Helping farmers to improve their soils
Basel / New York, October 21st, 2020 - Smallholder farmers are the cornerstone of food security in Africa, yet they have extremely low incomes that are vulnerable to weather extremes and volatile market prices. Their marginal financial position often prevents them from investing in sustainable agriculture techniques, even when these could improve their bottom line. Farmers know that soil health is key to agricultural productivity and resilience – and governments, philanthropies, and NGOs know it has a major role to play in environmental sustainability and climate change mitigation and adaptation. An existing toolset of practices and technologies can prevent soil degradation and increase soil health, yet smallholder farmers only sparingly integrate these into their operations.
What will it take for soil-enhancing practices to be adopted at scale and to deliver productivity and resilience benefits to smallholder farmers and air, water, biodiversity, and greenhouse gas benefits to society at large? Our latest publication in Frontiers for Sustainable Food Systems highlights the absence of near-term, farm-level incentives and proposes that agricultural development initiatives should carefully analyze monetizable benefits, as well as technical suitability, before promoting specific practices or technologies.

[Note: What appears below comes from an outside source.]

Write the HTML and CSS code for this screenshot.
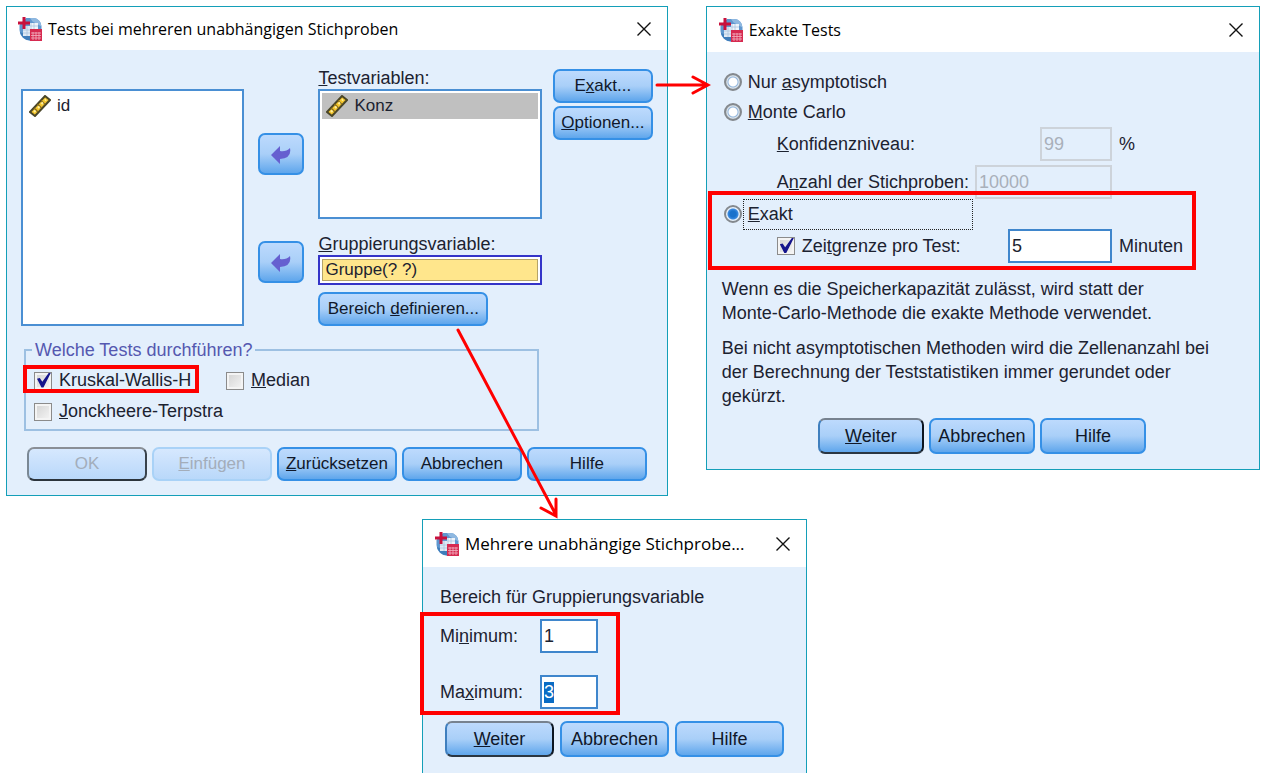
FILE: index.html
```html
<!DOCTYPE html>
<html lang="de">
<head>
  <meta charset="UTF-8" />
  <meta name="viewport" content="width=device-width, initial-scale=1.0"/>
  <title>Tests bei mehreren unabhängigen Stichproben</title>
  <link rel="stylesheet" href="styles.css">
</head>
<body>
  <!-- shared icons -->
  <svg class="sprite" aria-hidden="true">
    <symbol id="logo" viewBox="0 0 24 24">
      <path d="M8 1h7a8.500 8.500 0 0 1 8.500 8.500V14a9.500 9.500 0 0 1-9.500 9.500h-2A10.500 10.500 0 0 1 1.500 13V8z" fill="#5f97cf"/>
      <path d="M12 1h3a8.500 8.500 0 0 1 8.500 8.500l-9-5z" fill="#8fb8e0"/>
      <path d="M2 15a11 11 0 0 0 10 8.500l1-4z" fill="#3f7dba"/>
      <path d="M5 9h13v10H5z" fill="#dfe9f4"/>
      <path d="M12 6h8v6h-8z" fill="#eef4fa"/>
      <path d="M5 13h13M5 16h13M9 9v10M13 6v13M16 6v7M12 9h8" stroke="#a9c4e0" stroke-width="0.800" fill="none"/>
      <path d="M4.500 0h3v4.500H12v3H7.500V12h-3V7.500H0v-3h4.500z" fill="#c8103c"/>
      <path d="M12 12h12v12H12z" fill="#d62a50"/>
      <path d="M13 16h10M13 18.500h10M13 21h10M15 15v8M18 15v8M21 15v8" stroke="#f3b3c2" stroke-width="0.800" fill="none"/>
    </symbol>
    <symbol id="ruler" viewBox="0 0 22 22">
      <path d="M1 17L16 1l5 4L6 21z" fill="#f3c52c" stroke="#4a4628" stroke-width="2"/>
      <path d="M5 13l4 4M8.500 9l4 4M12 5.500l4 4" stroke="#8a6d1c" stroke-width="1.500"/>
      <path d="M5 17l1.500-1.500M9 13l1.500-1.500M12.500 9l1.500-1.500M16 5.500l1-1" stroke="#fff0a0" stroke-width="2"/>
    </symbol>
    <symbol id="back" viewBox="0 0 20 18">
      <path d="M0 9l9-9v5q6 1 10-3 2 10-10 11v5z" fill="#6660d0"/>
    </symbol>
    <symbol id="close" viewBox="0 0 16 16">
      <path d="M1.500 1.500l13 13M14.500 1.500l-13 13" stroke="#111" stroke-width="1.400" fill="none"/>
    </symbol>
  </svg>

  <main class="desktop">
    <div class="top-row">

      <section class="dialog dialog-main">
        <header class="titlebar">
          <svg class="logo"><use href="#logo"/></svg>
          <h1>Tests bei mehreren unabhängigen Stichproben</h1>
          <button class="close" aria-label="Schließen"><svg><use href="#close"/></svg></button>
        </header>
        <div class="dialog-body">
          <div class="variables">
            <ul class="list source-list">
              <li><svg class="ruler"><use href="#ruler"/></svg>id</li>
            </ul>
            <div class="movers">
              <button class="btn mover" aria-label="Testvariable verschieben"><svg><use href="#back"/></svg></button>
              <button class="btn mover" aria-label="Gruppierungsvariable verschieben"><svg><use href="#back"/></svg></button>
            </div>
            <div class="targets">
              <span class="caption"><u>T</u>estvariablen:</span>
              <ul class="list target-list">
                <li class="selected"><svg class="ruler"><use href="#ruler"/></svg>Konz</li>
              </ul>
              <label class="caption" for="group"><u>G</u>ruppierungsvariable:</label>
              <div class="group-frame"><input type="text" id="group" value="Gruppe(? ?)"></div>
              <div class="anchor define">
                <button class="btn">Bereich <u>d</u>efinieren...</button>
                <svg class="arrow arrow-down" viewBox="0 0 110 196"><path d="M3 2L101 187M86 180L101 188L101 171"/></svg>
              </div>
            </div>
            <div class="side-buttons">
              <div class="anchor">
                <button class="btn">E<u>x</u>akt...</button>
                <svg class="arrow arrow-right" viewBox="0 0 56 22"><path d="M2 11H52M38 3L53 11L38 19"/></svg>
              </div>
              <button class="btn"><u>O</u>ptionen...</button>
            </div>
          </div>

          <fieldset class="tests">
            <legend>Welche Tests durchführen?</legend>
            <label class="check marked"><input type="checkbox" checked><span>Kruskal-Wallis-H</span></label>
            <label class="check"><input type="checkbox"><span><u>M</u>edian</span></label>
            <label class="check"><input type="checkbox"><span><u>J</u>onckheere-Terpstra</span></label>
          </fieldset>

          <div class="buttons">
            <button class="btn default" disabled>OK</button>
            <button class="btn" disabled><u>E</u>infügen</button>
            <button class="btn"><u>Z</u>urücksetzen</button>
            <button class="btn">Abbrechen</button>
            <button class="btn">Hilfe</button>
          </div>
        </div>
      </section>

      <section class="dialog dialog-exact">
        <header class="titlebar">
          <svg class="logo"><use href="#logo"/></svg>
          <h2>Exakte Tests</h2>
          <button class="close" aria-label="Schließen"><svg><use href="#close"/></svg></button>
        </header>
        <div class="dialog-body">
          <label class="radio"><input type="radio" name="method"><span>Nur <u>a</u>symptotisch</span></label>
          <label class="radio"><input type="radio" name="method"><span><u>M</u>onte Carlo</span></label>
          <div class="option">
            <label for="confidence"><u>K</u>onfidenzniveau:</label>
            <input type="text" class="short" id="confidence" value="99" disabled>
            <span class="unit">%</span>
          </div>
          <div class="option">
            <label for="samples">A<u>n</u>zahl der Stichproben:</label>
            <input type="text" class="long" id="samples" value="10000" disabled>
            <span class="unit"></span>
          </div>
          <div class="exact-group">
            <label class="radio"><input type="radio" name="method" checked><span class="focused"><u>E</u>xakt</span></label>
            <div class="option">
              <label class="check"><input type="checkbox" checked><span>Zei<u>t</u>grenze pro Test:</span></label>
              <input type="text" class="medium" value="5" aria-label="Zeitgrenze in Minuten">
              <span class="unit">Minuten</span>
            </div>
          </div>
          <p>Wenn es die Speicherkapazität zulässt, wird statt der<br>Monte-Carlo-Methode die exakte Methode verwendet.</p>
          <p>Bei nicht asymptotischen Methoden wird die Zellenanzahl bei<br>der Berechnung der Teststatistiken immer gerundet oder<br>gekürzt.</p>
          <div class="buttons">
            <button class="btn default"><u>W</u>eiter</button>
            <button class="btn">Abbrechen</button>
            <button class="btn">Hilfe</button>
          </div>
        </div>
      </section>
    </div>

    <section class="dialog dialog-range">
      <header class="titlebar">
        <svg class="logo"><use href="#logo"/></svg>
        <h2>Mehrere unabhängige Stichprobe...</h2>
        <button class="close" aria-label="Schließen"><svg><use href="#close"/></svg></button>
      </header>
      <div class="dialog-body">
        <p>Bereich für Gruppierungsvariable</p>
        <div class="range-group">
          <label for="min">Mi<u>n</u>imum:</label>
          <input type="text" id="min" value="1">
          <label for="max">Ma<u>x</u>imum:</label>
          <input type="text" id="max" value="3">
        </div>
        <div class="buttons">
          <button class="btn default"><u>W</u>eiter</button>
          <button class="btn">Abbrechen</button>
          <button class="btn">Hilfe</button>
        </div>
      </div>
    </section>
  </main>

  <script>
    const max = document.getElementById('max');
    max.focus({ preventScroll: true });
    max.select();
  </script>
</body>
</html>
```
FILE: styles.css
```css
* {
  box-sizing: border-box;
}

body {
  margin: 0;
  background: #fff;
  color: #1c2230;
  font-family: "Liberation Sans", Arial, sans-serif;
  font-size: 18px;
}

.sprite {
  position: absolute;
  width: 0;
  height: 0;
}

.desktop {
  padding: 6px 5px 6px 6px;
}

.top-row {
  display: flex;
  align-items: flex-start;
  gap: 38px;
}

/* windows */
.dialog {
  border: 1px solid #149fb8;
  background: #e3effc;
}

.dialog-main {
  flex: 662 1 0;
}

.dialog-exact {
  flex: 554 1 0;
}

.dialog-range {
  width: 385px;
  margin: 23px 0 0 416px;
  border-bottom: none;
}

.titlebar {
  display: flex;
  align-items: center;
  gap: 6px;
  height: 44px;
  padding: 0 15px 0 12px;
  background: #fff;
  color: #000;
}

.titlebar h1,
.titlebar h2 {
  flex: 1;
  margin: 0;
  font-family: "Open Sans", "Noto Sans", sans-serif;
  font-size: 16px;
  font-weight: normal;
  white-space: nowrap;
}

.dialog-range .titlebar {
  height: 47px;
}

.dialog-range .titlebar h2 {
  font-size: 17px;
}

.logo {
  width: 24px;
  height: 24px;
}

.close {
  width: 16px;
  height: 16px;
  padding: 0;
  border: none;
  background: none;
}

.close svg {
  display: block;
  width: 16px;
  height: 16px;
}

/* buttons */
.btn {
  height: 34px;
  padding: 0;
  border: 2px solid #3590e6;
  border-radius: 7px;
  background: linear-gradient(#bddafd, #a9cff8 50%, #5fa6ec);
  color: #10182a;
  font-family: inherit;
  font-size: inherit;
  white-space: nowrap;
}

.btn.default {
  border-color: #77828f #0c1520 #2a3642 #3f7fbe;
}

.btn:disabled {
  border-color: #a9d2f7;
  background: linear-gradient(#d6e8fe, #b9d8fa);
  color: #a3adba;
}

.btn.default:disabled {
  border-color: #8a8f96 #38424c #2c343c #7a8894;
}

.buttons {
  display: flex;
  justify-content: center;
  gap: 5px;
}

.anchor {
  position: relative;
}

.arrow {
  position: absolute;
  fill: none;
  stroke: #f00;
  stroke-width: 3;
  stroke-linecap: round;
  pointer-events: none;
}

/* form parts */
input[type="text"] {
  height: 34px;
  padding: 0 2px;
  border: 2px solid #3f86cc;
  background: #fff;
  color: #1c2230;
  font-family: inherit;
  font-size: inherit;
  outline: none;
}

input[type="text"]:disabled {
  border-color: #cdd3da;
  background: transparent;
  color: #a9b0ba;
}

input::selection {
  background: #0a6cc4;
  color: #fff;
}

.check,
.radio {
  display: flex;
  align-items: center;
}

input[type="checkbox"] {
  appearance: none;
  position: relative;
  width: 18px;
  height: 18px;
  margin: 0 7px 0 0;
  border: 1px solid #8b8b8b;
  background: linear-gradient(135deg, #d2d2d2, #f6f6f6);
  box-shadow: inset 0 0 0 2px #f4f4f4;
}

input[type="checkbox"]:checked::after {
  content: "";
  position: absolute;
  inset: 0 0 1px 2px;
  background: #14148c;
  clip-path: polygon(0 42%, 20% 36%, 38% 62%, 86% 0, 100% 0, 46% 100%, 32% 100%);
}

input[type="radio"] {
  appearance: none;
  width: 18px;
  height: 18px;
  margin: 0 6px 0 0;
  border: 2px solid #84898e;
  border-radius: 50%;
  background: radial-gradient(circle, #fff 4px, #8fb4dc 5px, #dfe6ec 6px, #b9c3cc 7px);
}

input[type="radio"]:checked {
  background: radial-gradient(circle, #1a72cc 3px, #3a8ae0 5px, #e6f0fa 6px);
}

/* main dialog */
.dialog-main .titlebar {
  height: 43px;
  padding-left: 11px;
}

.dialog-main .dialog-body {
  padding: 19px 14px 14px;
}

.variables {
  display: grid;
  grid-template-columns: 1fr 46px 1fr 97px;
  column-gap: 14px;
}

.list {
  margin: 0;
  padding: 2px;
  border: 2px solid #4a8fd3;
  background: #fff;
  font-size: 17px;
  list-style: none;
}

.list li {
  display: flex;
  align-items: center;
  gap: 6px;
  height: 26px;
  padding-left: 4px;
}

.list .selected {
  background: #c0c0c0;
}

.ruler {
  width: 22px;
  height: 22px;
}

.source-list {
  margin-top: 20px;
}

.movers {
  display: flex;
  flex-direction: column;
  gap: 66px;
  padding-top: 64px;
}

.mover {
  height: 42px;
}

.mover svg {
  width: 20px;
  height: 18px;
  vertical-align: middle;
}

.caption {
  display: block;
  height: 20px;
  line-height: 18px;
}

.target-list {
  height: 130px;
  margin-bottom: 16px;
}

.group-frame {
  height: 30px;
  padding: 2px;
  border: 2px solid #3434c8;
  background: #fff;
}

.group-frame input[type="text"] {
  display: block;
  width: 100%;
  height: 22px;
  border-width: 1px;
  border-color: #b5a468;
  background: #ffe68c;
  font-size: 17px;
}

.dialog-main .btn {
  font-size: 17px;
}

.define {
  width: 170px;
  margin-top: 7px;
}

.define .btn {
  display: block;
  width: 100%;
}

.side-buttons {
  display: flex;
  flex-direction: column;
  gap: 3px;
  margin-left: -3px;
}

.side-buttons .btn {
  display: block;
  width: 100%;
}

.arrow-right {
  top: 5px;
  left: 102px;
  width: 56px;
  height: 22px;
}

.arrow-down {
  top: 36px;
  left: 137px;
  z-index: 1;
  width: 110px;
  height: 196px;
}

.tests {
  display: grid;
  grid-template-columns: 192px 1fr;
  grid-auto-rows: 31px;
  margin: 14px 114px 0 3px;
  padding: 5px 9px 2px 8px;
  border: 2px solid #9dc0e2;
}

.tests legend {
  margin-left: -2px;
  padding: 0 3px;
  color: #5558b0;
  line-height: 20px;
}

.marked {
  position: relative;
}

.marked::after,
.exact-group::after,
.range-group::after {
  content: "";
  position: absolute;
  border: 4px solid #f00;
  pointer-events: none;
}

.marked::after {
  inset: 0 27px 3px -11px;
}

.dialog-main .buttons {
  margin: 16px 6px 0;
}

.dialog-main .buttons .btn {
  flex: 1;
}

/* exact tests */
.dialog-exact .titlebar {
  height: 45px;
}

.dialog-exact .dialog-body {
  padding: 15px 19px 15px 17px;
}

.radio {
  height: 30px;
}

.option {
  display: flex;
  align-items: center;
  padding-left: 53px;
}

.option + .option {
  margin-top: 4px;
}

.option label {
  flex: 1;
}

.option .short {
  width: 72px;
}

.option .medium {
  width: 104px;
}

.option .long {
  width: 137px;
}

.unit {
  width: 128px;
  padding-left: 7px;
}

.exact-group {
  position: relative;
  margin-bottom: 14px;
}

.exact-group::after {
  inset: -8px 44px -7px -16px;
}

.focused {
  width: 230px;
  margin-left: -5px;
  padding: 4px;
  border: 1px dotted #222;
}

.dialog-exact p {
  margin: 11px 0 0 -2px;
  line-height: 24px;
}

.dialog-exact .buttons {
  margin-top: 10px;
}

.dialog-exact .buttons .btn {
  width: 106px;
  height: 36px;
}

/* range dialog */
.dialog-range .dialog-body {
  padding: 18px 17px 16px;
}

.dialog-range p {
  margin: 0 0 10px;
  line-height: 24px;
}

.range-group {
  position: relative;
  display: grid;
  grid-template-columns: 100px 58px;
  row-gap: 22px;
  align-items: center;
}

.range-group::after {
  inset: -7px 169px -6px -20px;
}

.dialog-range .buttons {
  gap: 6px;
  margin-top: 12px;
}

.dialog-range .buttons .btn {
  width: 109px;
  height: 36px;
}
```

“Through the Syngenta Foundation’s work with smallholders, we see that return on investment is essential to farmer adoption,” notes study co-author, Dominik Klauser, “and ROI at the farm-level depends on real improvements in yield and lower costs of production.” When such benefits do not accrue within a single growing season, external incentives – such as subsidies, direct payments, or insurance – will almost certainly be needed for farmers to accept the risk of switching from the status quo.
“In developed countries, farmers’ incentives are greatly influenced by public sector policies and subsidies, and their knowledge base for estimating the ROI of improved soil management is tremendous due to public and private research investments. It’s a very different story in developing countries where gaps in agronomic and market information make it difficult to estimate real-world ROI,” says co-author Christine Negra. She adds, “Of course, continuous investment in farmer-participatory research and robust regional datasets and models is essential to identifying which combination of practices is truly capable of delivering benefits, on- and off-farm, in specific places.”
Current farming practices in many parts of the developing world degrade agricultural soils, eroding productivity, and increasing farmers’ risk from extreme weather and other climate change threats. This paper offers global donors, agricultural development program implementers, and public sector partners a menu of the value chain, policy, and finance strategies for increasing smallholders’ incentives to adopt soil-enhancing practices.